Lakhdar témoigne à la fin du récit qu'il est plus qu'un Marocain, qu'un Français, qu'un Espagnol ou qu'un musulman.
Mathias Enard, de la même façon, est plus qu'un écrivain français de sexe masculin qui a enseigné l'arabe en Espagne. C'est un écrivain dont l'identité littéraire et l'esprit semblent sans limites. Avec "
Rue des voleurs", il a écrit un roman accessible sur les idées et la politique, une réflexion sur l'engagement et la révolte propulsée par le désir d'amour et de liberté.
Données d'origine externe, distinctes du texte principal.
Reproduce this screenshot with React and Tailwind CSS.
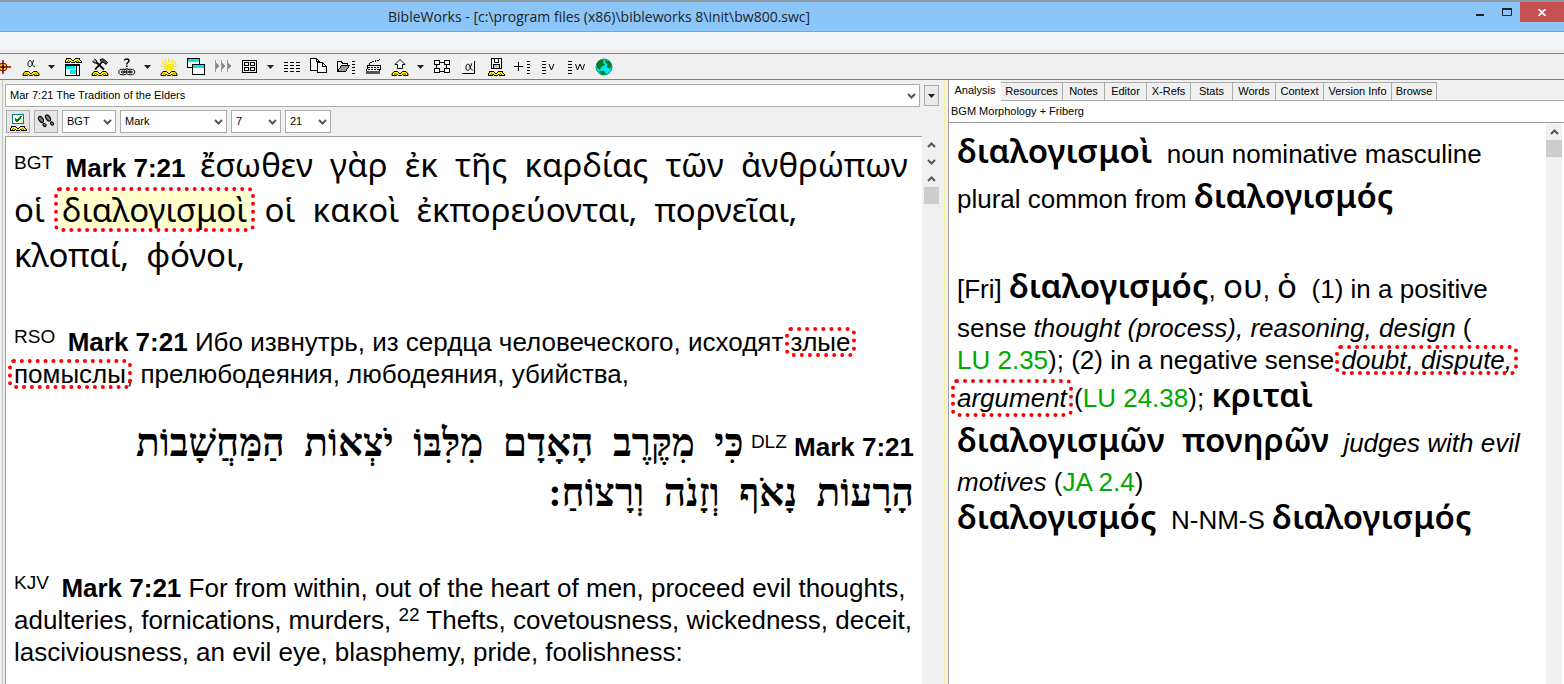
const Hills = ({ y = 12 }) => (
  <g transform={`translate(0 ${y})`}>
    <path d="M1 5.5V4L3 1.5H6.5L9 4L11.5 1.5H15L17 4V5.5H12.5L11.5 4.5L10.5 5.5H7.5L6.5 4.5L5.5 5.5Z" fill="#ffee00" stroke="#000" strokeWidth="1" />
    <path d="M3 4.5L4.5 3.5L6 4.5M12 4.5L13.5 3.5L15 4.5" fill="none" stroke="#7a7000" strokeWidth="1" />
  </g>
);

const Svg = ({ children, crisp = true }) => (
  <svg width="18" height="18" viewBox="0 0 18 18" fill="none" stroke="#000" strokeWidth="1" shapeRendering={crisp ? "crispEdges" : "auto"} aria-hidden="true" className="shrink-0">
    {children}
  </svg>
);

const ListLines = ({ x, w = 4 }) => (
  <path d={`M${x} 3.5h${w}M${x} 6.5h${w}M${x} 9.5h${w}M${x} 12.5h${w}M${x} 15.5h${w}`} />
);

const icons = {
  alpha: (
    <Svg crisp={false}>
      <path d="M11.5 2C10.5 6.800 9 9 7.4 8.7C5.200 8.300 5.600 2.700 8 2.5C10.2 2.400 10 8.7 12.8 8.7" />
      <Hills />
    </Svg>
  ),
  window: (
    <Svg>
      <Hills y={-1} />
      <rect x="1.5" y="6.5" width="14" height="11" fill="#fff" />
      <path d="M2 9h9" stroke="#00e8f0" strokeWidth="3" />
      <path d="M6 14h6" stroke="#00e8f0" strokeWidth="4" />
      <path d="M12.5 7v10M2 7.500h13" />
    </Svg>
  ),
  tools: (
    <Svg crisp={false}>
      <path d="M3 2L13 11.500" strokeWidth="1.800" />
      <path d="M4 11.500L11.500 3.500" strokeWidth="1.800" />
      <path d="M9 1.5L12 0.8L16.5 4.5L15 6.5L12 4L10.5 4.5Z" fill="#555" />
      <path d="M1.500 3L3 5L5.500 5L5.500 2.500L3.500 1" fill="#999" />
      <Hills />
    </Svg>
  ),
  help: (
    <Svg crisp={false}>
      <path d="M6.5 2.5C6.5 .6 11 .4 11 2.8C11 4.4 8.8 4.2 8.8 6.4M8.8 7.6v1.4" strokeWidth="1.5" />
      <ellipse cx="5" cy="14" rx="4.3" ry="2.8" fill="#fff" />
      <ellipse cx="12.5" cy="14" rx="4.3" ry="2.8" fill="#fff" />
      <ellipse cx="5" cy="14" rx="2" ry="1" />
      <ellipse cx="12.5" cy="14" rx="2" ry="1" />
      <path d="M6.5 12.5C7 10 10.5 10 11 12.5M5 14h8" />
    </Svg>
  ),
  sun: (
    <Svg crisp={false}>
      <path d="M9 0v5M5 1.5l2 4M13 1.5l-2 4M2 3.5l3.5 3.5M16 3.5l-3.5 3.5M1 8h4M17 8h-4" stroke="#f4e400" strokeWidth="1.2" />
      <path d="M5 12V9L7 6.5H11L13 9V12Z" fill="#ffee00" stroke="#ffee00" />
      <Hills />
    </Svg>
  ),
  windows: (
    <Svg>
      <rect x=".5" y=".5" width="12" height="9" fill="#fff" />
      <path d="M1 2.500h11" stroke="#00e8f0" strokeWidth="3" />
      <rect x="5.5" y="6.5" width="12" height="10" fill="#fff" />
      <path d="M6 8.5h11" stroke="#00e8f0" strokeWidth="3" />
    </Svg>
  ),
  arrows: (
    <Svg>
      <path d="M1.5 2v12M7.5 2v12M13.5 2v12" stroke="#999" />
      <path d="M2 5l3 3l-3 3zM8 5l3 3l-3 3zM14 5l3 3l-3 3z" fill="#888" stroke="none" />
    </Svg>
  ),
  grid: (
    <Svg>
      <rect x="1.500" y="2.500" width="14" height="12" />
      <rect x="3.500" y="4.500" width="4" height="3" />
      <rect x="9.500" y="4.500" width="4" height="3" />
      <rect x="3.500" y="9.500" width="4" height="3" />
      <rect x="9.500" y="9.500" width="4" height="3" />
    </Svg>
  ),
  lines: (
    <Svg>
      <path d="M1 4.5h16M1 7.5h16M1 10.5h16M1 13.5h16" strokeDasharray="4 2" />
    </Svg>
  ),
  copy: (
    <Svg>
      <path d="M.5 .5h6l3 3v9h-9zM6.5 .5v3h3" fill="#f8f8f8" />
      <path d="M7.500 4.5h5l4 4v6h-9zM12.5 4.5v4h4" fill="#f8f8f8" />
    </Svg>
  ),
  folder: (
    <Svg>
      <path d="M.5 12.5v-9h4l1 2h5v3" fill="#eee" />
      <path d="M.5 13.5l4-6h8l-4 6z" fill="#999" />
      <ListLines x={15} w={3} />
    </Svg>
  ),
  keyboard: (
    <Svg>
      <path d="M5 6.5v-2h3v-1h3v-1h3v-1h2" strokeDasharray="2 1" />
      <path d="M3.5 7.5h13l-1 8h-13z" fill="#fff" />
      <path d="M4 9.5h12M4 11.5h12" strokeWidth="1" strokeDasharray="2 1" />
      <path d="M2 14h14" strokeWidth="3" stroke="#555" />
    </Svg>
  ),
  upload: (
    <Svg crisp={false}>
      <path d="M9 1.5L14 6.5H11.5V10.5H6.5V6.5H4Z" fill="#fff" />
      <Hills />
    </Svg>
  ),
  nodes: (
    <Svg>
      <path d="M5 4.500h8M5 13.500h8M3.500 5v9M13.500 5v9" />
      <rect x="1.5" y="2.5" width="5" height="4" fill="#fff" />
      <rect x="11.5" y="2.5" width="5" height="4" fill="#fff" />
      <rect x="1.5" y="10.5" width="5" height="4" fill="#fff" />
      <rect x="11.5" y="10.5" width="5" height="4" fill="#fff" />
    </Svg>
  ),
  alphaKey: (
    <Svg crisp={false}>
      <path d="M2.5 15V3.5h12" stroke="#fff" />
      <path d="M14.5 3v12.5H2" />
      <path d="M11.5 5.500C10.5 10.5 9 12.6 7.4 12.3C5.200 12 5.600 6.300 8 6.1C10.2 6 10 12.2 12.8 12.2" />
    </Svg>
  ),
  disk: (
    <Svg>
      <path d="M4.5 .5h10v10h-10z" fill="#fff" />
      <path d="M7.5 1v3h4v-3" />
      <rect x="6.5" y="6.5" width="6" height="4" fill="#ccc" />
      <Hills />
    </Svg>
  ),
  plus: (
    <Svg>
      <path d="M0 8.5h9M4.5 4v9" />
      <ListLines x={13} w={3} />
    </Svg>
  ),
  listV: (
    <Svg crisp={false}>
      <ListLines x={1} w={4} />
      <path d="M8 6l2.500 6l2.500-6" />
    </Svg>
  ),
  listW: (
    <Svg crisp={false}>
      <ListLines x={0} w={4} />
      <path d="M7.500 6l2 6l2.500-6l2.500 6l2-6" />
    </Svg>
  ),
  globe: (
    <Svg crisp={false}>
      <circle cx="9" cy="9" r="8" fill="#00e5ee" stroke="#0b8f86" />
      <path d="M2 5L5 2L9 2L8 5L10 7L6 9L5 12L2 10ZM11 2L15 4L16.5 8L15 11L12 9L12 6L10 4ZM4 13L9 13L11 16L7 17Z" fill="#0b7a1c" stroke="none" />
    </Svg>
  ),
};

const toolbar = [
  ["Morphology", "alpha"], ["Morphology options"],
  ["Browse window", "window"], ["Tools", "tools"],
  ["Help", "help"], ["Help options"],
  ["Highlight", "sun"], ["Cascade", "windows"], ["Parallel", "arrows"],
  ["Layout", "grid"], ["Layout options"],
  ["List", "lines"], ["Copy", "copy"], ["Open list", "folder"], ["Keyboard", "keyboard"],
  ["Export", "upload"], ["Export options"],
  ["Diagram", "nodes"], ["Greek keys", "alphaKey"], ["Save", "disk"], ["Add to list", "plus"],
  ["Verse list", "listV"], ["Word list", "listW"], ["Internet", "globe"],
];

const Chevron = ({ up = false }) => (
  <svg width="9" height="6" viewBox="0 0 9 6" fill="none" stroke="#555" strokeWidth="2" aria-hidden="true">
    <path d={up ? "M1 5L4.5 1.5L8 5" : "M1 1L4.5 4.5L8 1"} />
  </svg>
);

const Caret = () => (
  <svg width="7" height="4" viewBox="0 0 7 4" aria-hidden="true"><path d="M0 0h7L3.5 4z" fill="#222" /></svg>
);

const Select = ({ label, value, className }) => (
  <div className={"relative h-[23px] border border-[#ababab] bg-white " + className}>
    <select aria-label={label} className="block h-full w-full appearance-none bg-transparent pl-1 text-[11px] outline-none">
      <option>{value}</option>
    </select>
    <span className="pointer-events-none absolute inset-y-0 right-[3px] flex items-center"><Chevron /></span>
  </div>
);

const Line = ({ tall, children }) => (
  <span className={"block " + (tall ? "leading-[45px]" : "leading-[32px]")}>{children}</span>
);
const Gk = ({ bold, children }) => (
  <span lang="el" className={"font-['Noto_Sans',sans-serif] text-[33px] leading-none " + (bold ? "font-semibold" : "")}>{children}</span>
);
const Tag = ({ children }) => <span className="align-[8px] text-[19px] leading-none">{children}</span>;
const Version = ({ children }) => <Tag>{children}{"\u00a0"}</Tag>;
const Ref = ({ children }) => <a href="#verse" className="text-[#00a800]">{children}</a>;

const Mark = ({ fill, roomy, children }) => (
  <span className="relative isolate">
    <span className={
      "absolute -z-10 rounded-md border-4 border-dotted border-[#f00] bg-clip-content p-px " +
      (fill ? "-inset-x-2 inset-y-0 bg-[#ffffcc]" : roomy ? "-inset-x-1.5 -inset-y-1" : "-inset-x-1.5 inset-y-0")
    } />
    {children}
  </span>
);

const tabs = [
  ["Resources", "w-[62px]"], ["Notes", "w-[42px]"], ["Editor", "w-[42px]"], ["X-Refs", "w-[44px]"],
  ["Stats", "w-[42px]"], ["Words", "w-[43px]"], ["Context", "w-[48px]"], ["Version Info", "w-[68px]"], ["Browse", "w-[45px]"],
];

const SP = "\u00a0 ";
const join = (...words) => words.join(SP);

export default function App() {
  return (
    <div className="flex min-h-screen flex-col bg-[#f0f0f0] font-['Liberation_Sans',Arial,sans-serif] text-black">
      <header className="flex h-8 items-start border-b border-t-2 border-b-[#7aa7cf] border-t-[#8f9aa3] bg-[#8cc6f9]">
        <h1 className="ml-[388px] flex-1 pt-[5px] font-['Open_Sans',sans-serif] text-[14px] leading-[20px] text-[#222]">
          BibleWorks - [c:\program files (x86)\bibleworks 8\init\bw800.swc]
        </h1>
        <button aria-label="Minimize" className="flex h-5 w-7 items-center justify-center">
          <svg width="8" height="12" aria-hidden="true"><path d="M0 9h8" stroke="#222" strokeWidth="2" /></svg>
        </button>
        <button aria-label="Maximize" className="flex h-5 w-[26px] items-center justify-center">
          <svg width="10" height="8" aria-hidden="true"><path d="M.5 1v6.500h9V1" fill="none" stroke="#222" /><path d="M0 1h10" stroke="#222" strokeWidth="2" /></svg>
        </button>
        <button aria-label="Close" className="flex h-5 w-[44px] items-center justify-center bg-[#c75050]">
          <svg width="8" height="7" aria-hidden="true"><path d="M.5 0l7 7M7.500 0l-7 7" stroke="#fff" strokeWidth="1.800" /></svg>
        </button>
      </header>
      <div className="h-[19px] border-b border-[#e2e3e5] bg-[#f4f5f7]" />
      <nav aria-label="Tools" className="mt-0.5 flex h-[27px] items-center overflow-hidden border-y border-[#808080]">
        <button aria-label="Search" className="flex h-6 w-[17px] items-center">
          <svg width="11" height="18" viewBox="0 0 11 18" fill="none" aria-hidden="true">
            <circle cx="3" cy="9" r="4" fill="#ffd800" stroke="#8b0000" />
            <path d="M3 2v14M0 9h11" stroke="#8b0000" strokeWidth="1.500" />
            <circle cx="3" cy="9" r="1.500" fill="#000" />
          </svg>
        </button>
        {toolbar.map(([label, icon]) => (
          <button key={label} aria-label={label} className={"flex h-6 shrink-0 items-center justify-center " + (icon ? "w-[27px]" : "w-[15px]")}>
            {icon ? icons[icon] : <Caret />}
          </button>
        ))}
      </nav>

      <div className="flex flex-1">
        <section className="ml-0.5 flex min-w-0 flex-1 flex-col border-l border-[#c4c4c4] pl-0.5">
          <div className="mt-1 flex items-center gap-1">
            <Select label="Passage" value="Mar 7:21 The Tradition of the Elders" className="flex-1" />
            <button aria-label="History" className="mr-[5px] flex h-[21px] w-[15px] items-center justify-center border border-[#ababab] bg-[#eaeaea]"><Caret /></button>
          </div>
          <div className="my-[3px] flex items-center gap-1">
            <button aria-label="Choose versions" className="ml-px flex h-[23px] w-6 items-center justify-center border border-[#ababab] bg-[#e6e6e6]">
              <Svg>
                <rect x="3.500" y="1.500" width="11" height="9" fill="#fff" stroke="#008080" />
                <path d="M6 5.500l2 2.500l4.500-5" stroke="#008000" strokeWidth="2" />
                <Hills />
              </Svg>
            </button>
            <button aria-label="Follow" className="flex h-[23px] w-6 items-center justify-center border border-[#ababab] bg-[#e6e6e6]">
              <Svg crisp={false}>
                <g fill="#777">
                  <ellipse cx="4" cy="6.500" rx="2" ry="3.400" transform="rotate(-35 4 6.500)" />
                  <ellipse cx="7.500" cy="12" rx="1.300" ry="1.900" transform="rotate(-50 7.500 12)" />
                  <ellipse cx="11" cy="5" rx="2" ry="3.400" transform="rotate(-35 11 5)" />
                  <ellipse cx="15" cy="10.500" rx="1.300" ry="1.900" transform="rotate(-50 15 10.500)" />
                </g>
              </Svg>
            </button>
            <Select label="Version" value="BGT" className="w-[54px]" />
            <Select label="Book" value="Mark" className="w-[107px]" />
            <Select label="Chapter" value="7" className="w-[50px]" />
            <Select label="Verse" value="21" className="w-[46px]" />
          </div>
          <div className="flex flex-1">
            <main className="min-w-0 flex-1 overflow-hidden whitespace-nowrap border-l border-t border-[#a0a0a0] bg-white px-2 pt-[9px] text-[26px]">
              <p>
                <Line tall><Version>BGT</Version>{" "}<b>Mark 7:21</b>{SP}<Gk>{join("ἔσωθεν", "γὰρ", "ἐκ", "τῆς", "καρδίας", "τῶν", "ἀνθρώπων")}</Gk></Line>
                <Line tall><Gk>οἱ{SP}<Mark fill>διαλογισμοὶ</Mark>{SP}{join("οἱ", "κακοὶ", "ἐκπορεύονται,", "πορνεῖαι,")}</Gk></Line>
                <Line tall><Gk>{join("κλοπαί,", "φόνοι,")}</Gk></Line>
              </p>
              <p lang="ru" className="mt-[45px]">
                <Line><Version>RSO</Version>{" "}<b>Mark 7:21</b> Ибо извнутрь, из сердца человеческого, исходят <Mark>злые</Mark></Line>
                <Line><Mark>помыслы</Mark>, прелюбодеяния, любодеяния, убийства,</Line>
              </p>
              <p lang="he" dir="rtl" className="mt-8 leading-[50px]">
                <bdi dir="ltr" className="font-bold">Mark 7:21</bdi>{" "}<bdi dir="ltr"><Tag>DLZ</Tag></bdi>{" "}
                <span className="font-['Liberation_Serif',serif] text-[39px] font-bold leading-none">
                  {join("כִּי", "מִקֶּרֶב", "הָאָדָם", "מִלִּבּוֹ", "יֹצְאוֹת", "הַמַּחֲשָׁבוֹת")}<br />
                  {join("הָרָעוֹת", "נָאֹף", "וְזָנֹה", "וְרָצוֹחַ:")}
                </span>
              </p>
              <p className="mt-[50px]">
                <Line><Version>KJV</Version>{" "}<b>Mark 7:21</b> For from within, out of the heart of men, proceed evil thoughts,</Line>
                <Line>adulteries, fornications, murders, <Tag>22</Tag> Thefts, covetousness, wickedness, deceit,</Line>
                <Line>lasciviousness, an evil eye, blasphemy, pride, foolishness:</Line>
              </p>
            </main>
            <div className="ml-0.5 mr-[5px] flex w-[15px] flex-col items-center">
              <button aria-label="Previous verse" className="flex h-[17px] w-full items-center justify-center"><Chevron up /></button>
              <button aria-label="Next verse" className="flex h-[17px] w-full items-center justify-center"><Chevron /></button>
              <button aria-label="Scroll up" className="flex h-[17px] w-full items-center justify-center"><Chevron up /></button>
              <div className="h-[17px] w-full bg-[#cdcdcd]" />
            </div>
          </div>
        </section>

        <section className="flex w-[620px] shrink-0 flex-col border-l border-[#f5f0a0]">
          <div className="ml-[3px] flex flex-1 flex-col border-l border-[#a0a0a0]">
            <div role="tablist" className="flex items-end text-[11px]">
              <button role="tab" aria-selected="true" className="h-[21px] w-[52px] bg-white">Analysis</button>
              {tabs.map(([name, w]) => (
                <button key={name} role="tab" aria-selected="false" className={"h-[19px] border border-l-0 border-[#ababab] " + w}>{name}</button>
              ))}
              <span className="flex-1 self-stretch border-b border-[#ababab]" />
            </div>
            <h2 className="h-[22px] border-b border-[#a0a0a0] bg-white pl-0.5 text-[11px] leading-[20px]">BGM Morphology + Friberg</h2>
            <div className="flex flex-1 bg-white">
              <article className="min-w-0 flex-1 overflow-hidden whitespace-nowrap pl-2 pt-[9px] text-[26px]">
                <p>
                  <Line tall><Gk bold>διαλογισμοὶ</Gk>{SP} noun nominative masculine</Line>
                  <Line tall>plural common from <Gk bold>διαλογισμός</Gk></Line>
                </p>
                <p className="mt-[45px]">
                  <Line tall>[Fri] <Gk bold>διαλογισμός</Gk>, <Gk>ου</Gk>, <Gk>ὁ</Gk>{SP}(1) in a positive</Line>
                  <Line>sense <i>thought (process), reasoning, design</i> (</Line>
                  <Line><Ref>LU 2.35</Ref>); (2) in a negative sense <Mark><i>doubt, dispute,</i></Mark></Line>
                  <Line tall><Mark roomy><i>argument</i></Mark> (<Ref>LU 24.38</Ref>); <Gk bold>κριταὶ</Gk></Line>
                  <Line tall><Gk bold>{join("διαλογισμῶν", "πονηρῶν")}</Gk>{SP} <i>judges with evil</i></Line>
                  <Line><i>motives</i> (<Ref>JA 2.4</Ref>)</Line>
                  <Line tall><Gk bold>διαλογισμός</Gk>{SP} N-NM-S <Gk bold>διαλογισμός</Gk></Line>
                </p>
              </article>
              <div className="mr-0.5 w-[16px] bg-[#f0f0f0]">
                <button aria-label="Scroll analysis up" className="flex h-[17px] w-full items-center justify-center"><Chevron up /></button>
                <div className="h-[17px] w-full bg-[#cdcdcd]" />
              </div>
            </div>
          </div>
        </section>
      </div>
    </div>
  );
}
Il n'a pas peur de s'engager dans des idées compliquées et son écriture a un ton rêveur et naïf qui m'a fait penser par moment à
Romain Gary.
"
Rue des voleurs" est un roman nécessaire et opportun. C'est une tragédie, une histoire d'amour, un roman d'aventures, un récit initiatique, un conte oriental, un documentaire, tout-en-un. Je recommande vivement.